With rules and operational arrangements currently being developed in earnest, the dawn of the Asian funds passport seems fast upon us. Headlines in the FT have progressed from the rather negative "Regional mutual fund passport a 'pipe dream'" in 2011, to
the more positive "Asian fund passports gain momentum" in February 2015. But will an Asian funds passport really prove useful for fund managers?
Industry experts, such as Lawrence Au, head of the Asia Pacific at BNP Paribas Securities Services, think it will result in change in Asia, but only if investment companies customise their funds to suit Asian markets. Ernst & Young, one of the 'Big Four'
accounting firms, has erred on the side of caution, advising: "Any firm with regional aspirations in Asia should at least consider its potential response to the proposals."
The ARFP, backed by the Asia Pacific Economic Cooperation (APEC), was developed in order to provide a "multilaterally agreed framework to facilitate the cross-border marketing of managed funds across participating economies in the Asia region". It is not,
however, the only passporting initiative in the area. The Association of Southeast Asian Nations Collective Investment Schemes (ASEAN CIS passport), launched in August 2014 and covering, Singapore, Malaysia and Thailand, allows fund managers within those countries
to distribute fund products "via a streamlined process" across borders to retail investors.
Yet the initiative that has attracted the most excitement is the imminent launch on 1 July of Hong Kong and China Mutual Recognition of Funds (MRF), not surprisingly because of the potential access to the lucrative Chinese market it represents.
Each of these three competing schemes have the same central goal, to give Asian investors a greater choice of investment and to revamp Asian capital markets in order that they become more integrated and resilient. In essence, each of these schemes aims to
emulate the EU's UCITS framework in which funds can operate freely throughout the EU on the basis of a single authorisation from one member state.
With only one of the schemes begun so far (at the time of writing, the official commencement of MRF was only just announced on 22 May), there remains scepticism over the launch date of the ARFP, as well as the amount of take-up each will attract. It is unlikely
that the programmes will experience overnight the same levels of success currently enjoyed by UCITS products.
The programmes are also hindered by a region that is legislatively and economically divided. The lack of a central governing body, common currency and harmony, given that participation of some countries is dependent on their success in becoming the principle
Asian domicile for funds, are all potential reasons standing in the way of success.
There are also uncertainties as to whether there would be sufficient values in order to attract investors and distributors, as well as concern over whether current operating models would be able to handle a move from pure domestic to regional servicing.
Strength in numbers
But does this pessimism count for much when we are talking about the fastest growing and most dynamic region in the world?
If the common aim of all three of the schemes is to better integrate and strengthen Asian capital markets, then it stands to reason that regional authorities will start to put more emphasis on their own schemes rather than continuing to approve UCITS distribution,
although slows downs have been noted in Hong Kong and Taiwan.
In addition, Asian regulators continue to be uncomfortable with the introduction of UCITS III and its more extensive range of derivative investment products.

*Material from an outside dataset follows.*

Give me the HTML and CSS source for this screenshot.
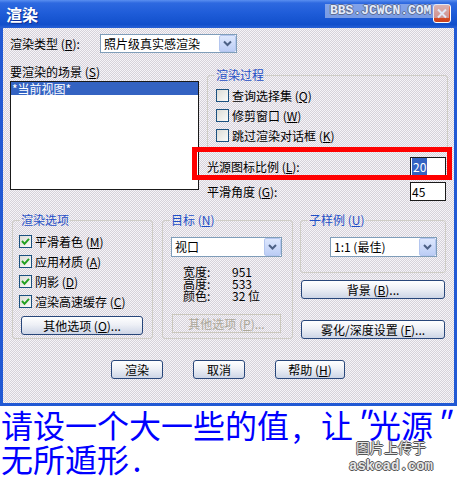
FILE: index.html
```html
<!DOCTYPE html>
<html lang="zh-CN">
<head>
    <meta charset="UTF-8">
    <title>渲染</title>
    <link rel="stylesheet" href="styles.css">
</head>
<body>
<div class="page">

    <div class="win">
        <div class="titlebar">
            <span class="title">渲染</span>
            <span class="close">
                <svg width="18" height="19" viewBox="0 0 18 19"><path d="M5 5.5 L13 13.5 M13 5.5 L5 13.5" stroke="#fff" stroke-width="2"/></svg>
            </span>
            <span class="wm">BBS.JCWCN.COM</span>
        </div>

        <div class="client">
            <!-- 渲染类型 -->
            <div class="typerow">
                <span class="lbl">渲染类型 (<u>R</u>):</span>
                <div class="sel sel-type">
                    <span class="val">照片级真实感渲染</span>
                    <span class="arr"><svg width="15" height="15" viewBox="0 0 15 15"><path d="M4 5.5 L7.5 9 L11 5.5" fill="none" stroke="#4d6185" stroke-width="2"/></svg></span>
                </div>
            </div>

            <div class="mid">
                <div class="scene">
                    <div class="scene-lbl">要渲染的场景 (<u>S</u>)</div>
                    <div class="listbox">
                        <div class="item on">*当前视图*</div>
                    </div>
                </div>

                <div class="right">
                    <fieldset class="grp proc">
                        <legend>渲染过程</legend>
                        <div class="in">
                            <div class="cbrow"><span class="chk"></span>查询选择集 (<u>Q</u>)</div>
                            <div class="cbrow"><span class="chk"></span>修剪窗口 (<u>W</u>)</div>
                            <div class="cbrow"><span class="chk"></span>跳过渲染对话框 (<u>K</u>)</div>
                        </div>
                    </fieldset>
                    <div class="field first">
                        <span>光源图标比例 (<u>L</u>):</span>
                        <span class="edit"><span class="hl">20</span></span>
                    </div>
                    <div class="field">
                        <span>平滑角度 (<u>G</u>):</span>
                        <span class="edit">45</span>
                    </div>
                </div>
            </div>

            <div class="lower">
                <fieldset class="grp g1">
                    <legend>渲染选项</legend>
                    <div class="in">
                        <div class="cbrow"><span class="chk"><svg width="11" height="11" viewBox="0 0 11 11"><path d="M2 5 L4.5 7.8 L9 2.8" fill="none" stroke="#21a121" stroke-width="2"/></svg></span>平滑着色 (<u>M</u>)</div>
                        <div class="cbrow"><span class="chk"><svg width="11" height="11" viewBox="0 0 11 11"><path d="M2 5 L4.5 7.8 L9 2.8" fill="none" stroke="#21a121" stroke-width="2"/></svg></span>应用材质 (<u>A</u>)</div>
                        <div class="cbrow"><span class="chk"><svg width="11" height="11" viewBox="0 0 11 11"><path d="M2 5 L4.5 7.8 L9 2.8" fill="none" stroke="#21a121" stroke-width="2"/></svg></span>阴影 (<u>D</u>)</div>
                        <div class="cbrow"><span class="chk"><svg width="11" height="11" viewBox="0 0 11 11"><path d="M2 5 L4.5 7.8 L9 2.8" fill="none" stroke="#21a121" stroke-width="2"/></svg></span>渲染高速缓存 (<u>C</u>)</div>
                        <div class="btn btn-opt">其他选项 (<u>O</u>)...</div>
                    </div>
                </fieldset>

                <fieldset class="grp g2">
                    <legend>目标 (<u>N</u>)</legend>
                    <div class="in">
                        <div class="sel tall sel-view">
                            <span class="val">视口</span>
                            <span class="arr"><svg width="15" height="16" viewBox="0 0 15 16"><path d="M4 6 L7.5 9.5 L11 6" fill="none" stroke="#4d6185" stroke-width="2"/></svg></span>
                        </div>
                        <div class="info">
                            <span>宽度:</span><span>951</span>
                            <span>高度:</span><span>533</span>
                            <span>颜色:</span><span>32 位</span>
                        </div>
                        <div class="btn off btn-opt2">其他选项 (<u>P</u>)...</div>
                    </div>
                </fieldset>

                <div class="col3">
                    <fieldset class="grp g3">
                        <legend>子样例 (<u>U</u>)</legend>
                        <div class="in">
                            <div class="sel tall sel-sub">
                                <span class="val">1:1 (最佳)</span>
                                <span class="arr"><svg width="15" height="16" viewBox="0 0 15 16"><path d="M4 6 L7.5 9.5 L11 6" fill="none" stroke="#4d6185" stroke-width="2"/></svg></span>
                            </div>
                        </div>
                    </fieldset>
                    <div class="btn btn-bg">背景 (<u>B</u>)...</div>
                    <div class="btn btn-fog">雾化/深度设置 (<u>F</u>)...</div>
                </div>
            </div>

            <div class="actions">
                <div class="btn w52">渲染</div>
                <div class="btn w52">取消</div>
                <div class="btn w70">帮助 (<u>H</u>)</div>
            </div>
        </div>
    </div>

    <div class="note">
        请设一个大一些的值<span class="hw">,</span><span class="hw">&nbsp;</span>让<span class="hw q">"</span>光源<span class="hw q">"</span><br>
        无所遁形<span class="hw">.</span>
    </div>

    <!-- 水印 -->
    <div class="stamp">
        <div class="cn">图片上传于</div>
        <div class="en">askcad.com</div>
    </div>

    <!-- 红框 标注 -->
    <div class="redbox"></div>
</div>
</body>
</html>
```

FILE: styles.css
```css
* {
    box-sizing: border-box;
}

body {
    margin: 0;
    background: #fff;
    font-family: "Noto Sans CJK SC", "Noto Sans", sans-serif;
    font-size: 12px;
    color: #000;
}

u {
    text-decoration: underline;
    text-underline-offset: 1px;
}

.page {
    position: relative;
    width: 457px;
    height: 480px;
    overflow: hidden;
}

/* 窗口 */
.win {
    width: 457px;
}

.titlebar {
    position: relative;
    display: flex;
    align-items: center;
    height: 28px;
    padding-left: 6px;
    background: linear-gradient(180deg, #5a8ff0 0, #2e69e0 3px, #1f5dd9 45%, #114fcb 88%, #2a62d6 100%);
}

.title {
    color: #fff;
    font-size: 16px;
    font-weight: bold;
    line-height: 16px;
    text-shadow: 1px 1px 0 #0c2f96;
}

.close {
    display: block;
    align-self: flex-start;
    width: 18px;
    height: 19px;
    margin: 4px 6px 0 auto;
    border: 1px solid #fff;
    border-radius: 3px;
    background: linear-gradient(180deg, #f08a66, #e0532c 55%, #c9401c);
}

.close svg {
    display: block;
    margin: -1px;
}

/* 水印 */
.wm {
    position: absolute;
    left: 325px;
    top: 4px;
    width: 124px;
    height: 14px;
    padding-left: 5px;
    background: rgba(200, 212, 240, 0.55);
    font-family: "Liberation Mono", monospace;
    font-weight: bold;
    font-size: 13px;
    line-height: 14px;
    color: #e4ecfb;
    text-shadow: -1px 0 #5d6d92, 1px 0 #5d6d92, 0 -1px #5d6d92, 0 1px #5d6d92;
}

.client {
    height: 378px;
    padding: 6px 0 0 7px;
    border: 3px solid #2159d4;
    border-top: 0;
    background-color: #e6e4e8;
    background-image: repeating-conic-gradient(#f6f4f8 0 25%, #d6d2da 0 50%);
    background-size: 2px 2px;
}

/* 下拉框 */
.sel {
    display: flex;
    height: 19px;
    border: 1px solid #7f9db9;
    background: #fff;
}

.sel .val {
    flex: 1;
    padding-left: 3px;
    line-height: 17px;
    white-space: nowrap;
}

.sel .arr {
    display: flex;
    align-items: center;
    justify-content: center;
    width: 17px;
    border: 1px solid #b4c6ef;
    border-radius: 2px;
    background: linear-gradient(180deg, #dde7fd, #bccdf5);
}

.sel.tall {
    height: 20px;
}

.sel.tall .val {
    line-height: 18px;
}

.typerow {
    display: flex;
    align-items: center;
    height: 19px;
}

.typerow .lbl {
    width: 90px;
}

.sel-type {
    width: 137px;
}

/* 中间 */
.mid {
    display: flex;
    height: 138px;
    margin-top: 10px;
}

.scene {
    width: 189px;
}

.scene-lbl {
    line-height: 18px;
}

.listbox {
    height: 109px;
    border: 1px solid #1a1a1a;
    background: #fff;
}

.item {
    padding-left: 1px;
    line-height: 13px;
    height: 13px;
}

.item.on {
    background: #3463c2;
    color: #fff;
}

.right {
    width: 242px;
    margin-left: 7px;
}

/* 分组框 */
.grp {
    margin: 0;
    padding: 0;
    min-width: 0;
    border: 1px solid #cfcdc6;
    border-radius: 3px;
}

.grp legend {
    margin-left: 7px;
    padding: 0 1px;
    font-size: 12px;
    line-height: 12px;
    color: #1f4fc6;
}

.proc {
    width: 241px;
    height: 80px;
    margin: 6px 0 0 1px;
}

.proc .in {
    padding: 5px 0 0 8px;
}

.cbrow {
    display: flex;
    height: 20px;
    line-height: 20px;
    white-space: nowrap;
}

.chk {
    display: flex;
    align-items: center;
    justify-content: center;
    flex: none;
    width: 13px;
    height: 13px;
    margin: 3px 3px 0 0;
    border: 1px solid #1c5180;
    background: linear-gradient(135deg, #dcdcd7, #fbfbf9);
}

.field {
    display: flex;
    align-items: center;
    justify-content: space-between;
    height: 19px;
    margin: 6px 2px 0 1px;
}

.field.first {
    margin-top: 8px;
}

.edit {
    width: 36px;
    height: 19px;
    padding-left: 1px;
    border: 1px solid #1a1a1a;
    background: #fff;
    line-height: 17px;
}

.hl {
    background: #3463c2;
    color: #fff;
    padding: 0 1px;
}

/* 下部 */
.lower {
    display: flex;
    align-items: flex-start;
    margin-top: 13px;
}

.g1 {
    width: 141px;
    height: 125px;
    margin-left: 2px;
}

.g1 .in {
    padding: 6px 0 0 6px;
}

.g2 {
    width: 131px;
    height: 125px;
    margin-left: 9px;
}

.g2 .in {
    padding: 11px 0 0 8px;
}

.col3 {
    width: 146px;
    margin-left: 7px;
}

.g3 {
    width: 146px;
    height: 59px;
}

.g3 .in {
    padding: 11px 0 0 29px;
}

.sel-view {
    width: 111px;
}

.sel-sub {
    width: 107px;
}

.info {
    display: grid;
    grid-template-columns: 49px auto;
    margin: 9px 0 0 12px;
    line-height: 12px;
}

/* 按钮 */
.btn {
    display: flex;
    align-items: center;
    justify-content: center;
    height: 19px;
    border: 1px solid #28467a;
    border-radius: 3px;
    background: linear-gradient(180deg, #ffffff, #eef0f6 45%, #cdd5e6);
    line-height: 17px;
    white-space: nowrap;
}

.btn.off {
    border-color: #cbc8bd;
    border-radius: 0;
    background: transparent;
    color: #aca899;
}

.btn-opt {
    width: 122px;
    margin: 4px 0 0 2px;
}

.btn-opt2 {
    width: 109px;
    margin: 12px 0 0 1px;
}

.btn-bg {
    width: 144px;
    margin: 7px 0 0 1px;
}

.btn-fog {
    width: 144px;
    margin: 21px 0 0 1px;
}

.actions {
    display: flex;
    gap: 30px;
    margin: 21px 0 0 101px;
}

.w52 {
    width: 52px;
}

.w70 {
    width: 70px;
}

/* 说明文字 */
.note {
    padding: 1px 0 0 1px;
    color: #0000ff;
    font-size: 32px;
    line-height: 34px;
    white-space: nowrap;
}

.hw {
    display: inline-block;
    width: 16px;
    text-align: center;
}

.hw.q {
    font-style: italic;
}

.stamp {
    position: absolute;
    left: 349px;
    top: 438px;
    width: 84px;
    text-align: center;
    color: #e6e6e6;
    text-shadow: -1px 0 #555, 1px 0 #555, 0 -1px #555, 0 1px #555;
}

.stamp .cn {
    font-size: 14px;
    line-height: 18px;
}

.stamp .en {
    margin-top: 2px;
    font-family: "Liberation Mono", monospace;
    font-weight: bold;
    font-size: 14px;
    line-height: 16px;
}

.redbox {
    position: absolute;
    left: 192px;
    top: 147px;
    width: 260px;
    height: 33px;
    border: 5px solid #ff0000;
}
```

While the lack of a central governing body for each of these schemes remains one of the most difficult
hurdles to overcome, the desire to create a competitive product to rival UCITS may actually act as a catalyst in creating a consensus amongst Asian governing bodies.
As with UCITS, Asian funds passports will similarly take time to develop and reach similar maturity and success. The UCITS framework was created in 1985, with the first UCITS Directive implemented in 1988. It took another five years to see any material flow
and more than 15 years for UCITS to become a real success. What's more, there was no single currency at the time of UCITS's creation; even today, several members of the EU do not use the euro, yet UCITS has successfully developed across Europe and even outside
In terms of distribution, investors in less mature markets (including Malaysia, Thailand, Indonesia, Vietnam, Philippines and China) have a chance to greatly benefit from access to funds from experienced global and regional fund managers.
If the passporting schemes were to succeed, it will be mandatory for those firms interested in cross-border distribution to have an onshore presence in at least one of the participating markets, as well as strong branding and access to distribution networks
across the region.
In terms of operating models, distributors and fund managers alike will need to leverage technology and service providers with a proven expertise and track record in cross-border fund processing.
Seamless cross-border distribution
The advent of Asian passport initiatives and the general trends towards globalisation of the mutual fund distribution industry create a great opportunity for Asia-based fund managers to leverage their regional brand to export their fund management expertise
and products to a broader investor base. But equally, cross-border distribution creates a wide range of new operating challenges, which need to be identified and understood in advance in order to unlock any opportunities.
While Asian fund managers still remain mostly domestically focused in terms of fund distribution, UCITS fund providers have nearly 30 years of experience in operating in a cross-border distribution environment. The most successful firms have set-up an efficient
and scalable operating model that enables them to smoothly distribute a single-fund range to a wide range of disparate fund distributors located in more than 50 countries.
Clearly there are many lessons to be learnt from looking at the existing international cross-border model.